▸ Source data
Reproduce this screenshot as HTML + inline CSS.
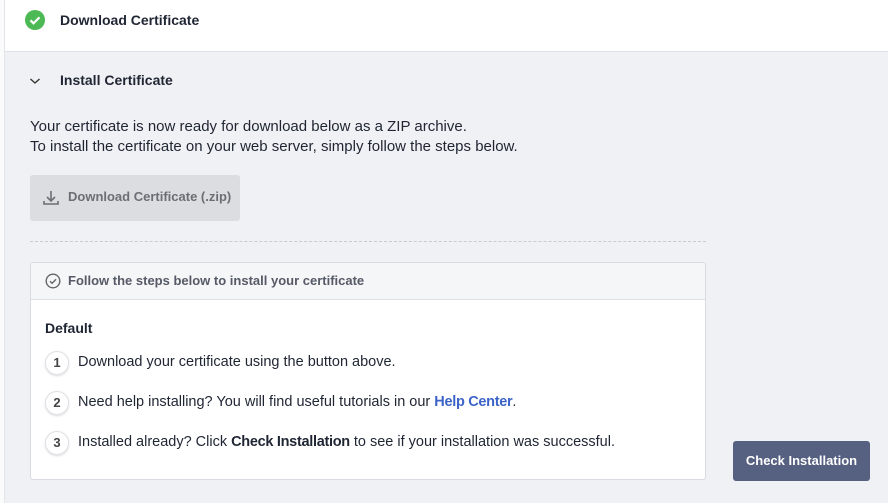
--
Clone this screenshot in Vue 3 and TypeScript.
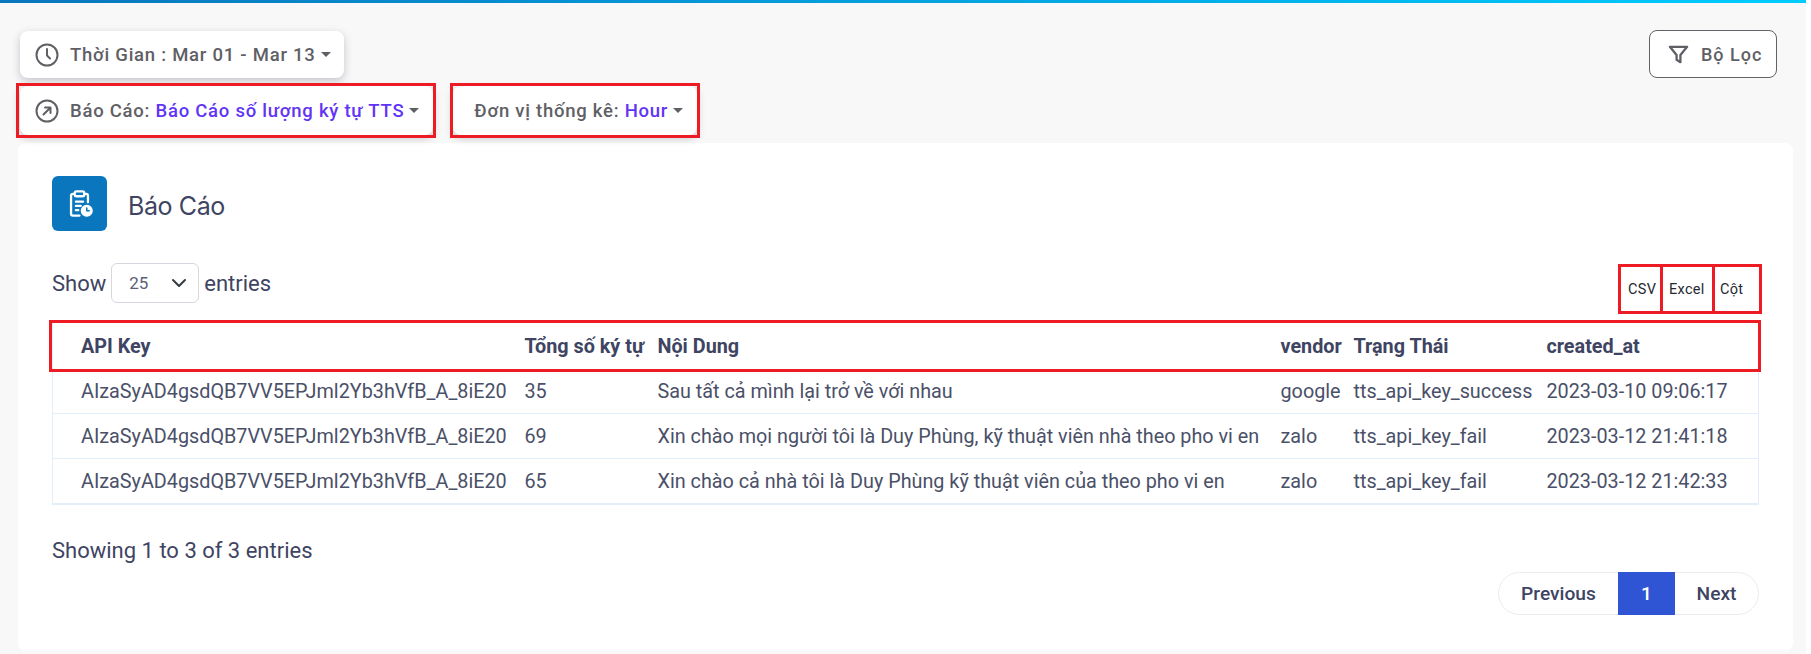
==
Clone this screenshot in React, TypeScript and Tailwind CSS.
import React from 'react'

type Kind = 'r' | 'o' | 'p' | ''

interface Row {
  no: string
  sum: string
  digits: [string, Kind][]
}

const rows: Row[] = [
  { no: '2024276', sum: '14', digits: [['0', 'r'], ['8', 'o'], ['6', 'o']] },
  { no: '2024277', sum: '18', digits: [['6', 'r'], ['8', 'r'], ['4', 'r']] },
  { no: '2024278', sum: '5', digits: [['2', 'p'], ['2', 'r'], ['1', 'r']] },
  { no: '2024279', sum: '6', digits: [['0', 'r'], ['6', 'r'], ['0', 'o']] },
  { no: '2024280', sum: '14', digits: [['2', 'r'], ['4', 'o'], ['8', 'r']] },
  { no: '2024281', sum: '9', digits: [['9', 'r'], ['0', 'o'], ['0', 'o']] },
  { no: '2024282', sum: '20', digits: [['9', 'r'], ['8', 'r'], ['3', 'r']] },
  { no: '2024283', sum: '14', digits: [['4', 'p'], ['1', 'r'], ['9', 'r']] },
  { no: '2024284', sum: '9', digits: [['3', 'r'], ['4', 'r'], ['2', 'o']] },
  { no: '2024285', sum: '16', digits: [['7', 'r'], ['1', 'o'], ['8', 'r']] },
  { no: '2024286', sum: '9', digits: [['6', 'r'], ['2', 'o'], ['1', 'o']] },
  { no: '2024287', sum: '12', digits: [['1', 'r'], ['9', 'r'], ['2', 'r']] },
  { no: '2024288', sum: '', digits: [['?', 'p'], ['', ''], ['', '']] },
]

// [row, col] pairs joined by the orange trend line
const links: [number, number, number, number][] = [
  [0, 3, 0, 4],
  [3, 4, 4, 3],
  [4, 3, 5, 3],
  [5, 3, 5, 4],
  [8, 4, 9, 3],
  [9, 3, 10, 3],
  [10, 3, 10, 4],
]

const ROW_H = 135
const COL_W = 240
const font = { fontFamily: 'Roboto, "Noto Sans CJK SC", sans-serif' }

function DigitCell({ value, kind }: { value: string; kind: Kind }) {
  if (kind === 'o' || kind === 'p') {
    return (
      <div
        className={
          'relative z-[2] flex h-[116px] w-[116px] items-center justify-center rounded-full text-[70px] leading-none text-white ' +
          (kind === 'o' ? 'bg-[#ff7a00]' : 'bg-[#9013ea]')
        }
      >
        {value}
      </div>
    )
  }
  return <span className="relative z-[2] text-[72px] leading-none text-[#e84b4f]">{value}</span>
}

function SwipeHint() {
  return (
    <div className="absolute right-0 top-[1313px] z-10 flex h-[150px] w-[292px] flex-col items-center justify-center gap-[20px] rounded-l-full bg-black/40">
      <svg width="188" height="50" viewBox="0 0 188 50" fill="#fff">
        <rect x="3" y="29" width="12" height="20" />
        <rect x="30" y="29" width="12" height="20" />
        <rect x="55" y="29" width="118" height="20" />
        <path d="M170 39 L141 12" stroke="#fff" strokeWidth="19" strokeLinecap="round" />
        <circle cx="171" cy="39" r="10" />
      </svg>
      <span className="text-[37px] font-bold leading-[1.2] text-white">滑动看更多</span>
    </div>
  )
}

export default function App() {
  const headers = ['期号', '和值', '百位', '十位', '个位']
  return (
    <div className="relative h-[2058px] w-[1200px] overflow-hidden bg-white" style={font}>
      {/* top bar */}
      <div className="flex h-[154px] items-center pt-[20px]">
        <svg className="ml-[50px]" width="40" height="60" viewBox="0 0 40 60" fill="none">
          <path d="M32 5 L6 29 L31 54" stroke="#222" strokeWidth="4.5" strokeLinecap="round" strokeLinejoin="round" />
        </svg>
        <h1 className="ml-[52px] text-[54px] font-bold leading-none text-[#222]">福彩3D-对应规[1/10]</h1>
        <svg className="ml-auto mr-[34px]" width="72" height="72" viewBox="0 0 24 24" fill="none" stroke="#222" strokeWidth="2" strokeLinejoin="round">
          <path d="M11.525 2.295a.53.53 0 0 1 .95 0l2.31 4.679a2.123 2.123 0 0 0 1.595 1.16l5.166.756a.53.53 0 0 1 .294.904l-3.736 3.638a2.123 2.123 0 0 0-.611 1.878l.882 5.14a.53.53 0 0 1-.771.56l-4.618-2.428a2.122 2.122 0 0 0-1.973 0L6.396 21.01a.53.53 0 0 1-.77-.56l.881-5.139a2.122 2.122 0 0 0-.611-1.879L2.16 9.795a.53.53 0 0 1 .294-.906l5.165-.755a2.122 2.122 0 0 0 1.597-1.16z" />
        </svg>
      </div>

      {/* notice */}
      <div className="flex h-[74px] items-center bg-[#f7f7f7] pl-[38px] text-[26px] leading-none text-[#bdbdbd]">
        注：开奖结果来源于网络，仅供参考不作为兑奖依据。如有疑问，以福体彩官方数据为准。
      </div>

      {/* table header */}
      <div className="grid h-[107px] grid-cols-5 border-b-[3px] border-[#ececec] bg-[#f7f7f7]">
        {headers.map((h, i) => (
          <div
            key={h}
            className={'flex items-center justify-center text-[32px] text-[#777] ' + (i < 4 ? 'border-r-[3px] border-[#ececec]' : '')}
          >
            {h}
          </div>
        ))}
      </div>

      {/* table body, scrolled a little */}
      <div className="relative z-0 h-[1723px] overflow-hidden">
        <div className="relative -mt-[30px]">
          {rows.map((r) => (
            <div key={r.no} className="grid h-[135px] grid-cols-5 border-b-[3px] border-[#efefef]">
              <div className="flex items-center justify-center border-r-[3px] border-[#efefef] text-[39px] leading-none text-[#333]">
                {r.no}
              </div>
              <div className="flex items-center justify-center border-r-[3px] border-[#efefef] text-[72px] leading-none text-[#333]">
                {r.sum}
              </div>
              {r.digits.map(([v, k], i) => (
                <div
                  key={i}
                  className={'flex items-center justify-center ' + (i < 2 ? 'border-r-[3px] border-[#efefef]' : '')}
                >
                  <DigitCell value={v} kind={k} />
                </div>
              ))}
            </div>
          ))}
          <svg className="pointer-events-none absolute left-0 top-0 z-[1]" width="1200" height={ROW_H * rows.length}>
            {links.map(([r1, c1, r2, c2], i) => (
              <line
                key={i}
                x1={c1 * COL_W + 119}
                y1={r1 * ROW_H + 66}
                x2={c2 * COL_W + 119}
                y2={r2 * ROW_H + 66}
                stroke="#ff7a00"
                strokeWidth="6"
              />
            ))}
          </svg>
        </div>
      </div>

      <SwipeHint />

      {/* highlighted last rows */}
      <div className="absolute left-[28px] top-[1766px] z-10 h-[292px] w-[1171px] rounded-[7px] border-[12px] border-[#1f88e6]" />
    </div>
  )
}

▸ Exercise task
Every line above that contains the word "React" should be reported.

▸ Correct result
Clone this screenshot in React, TypeScript and Tailwind CSS.
import React from 'react'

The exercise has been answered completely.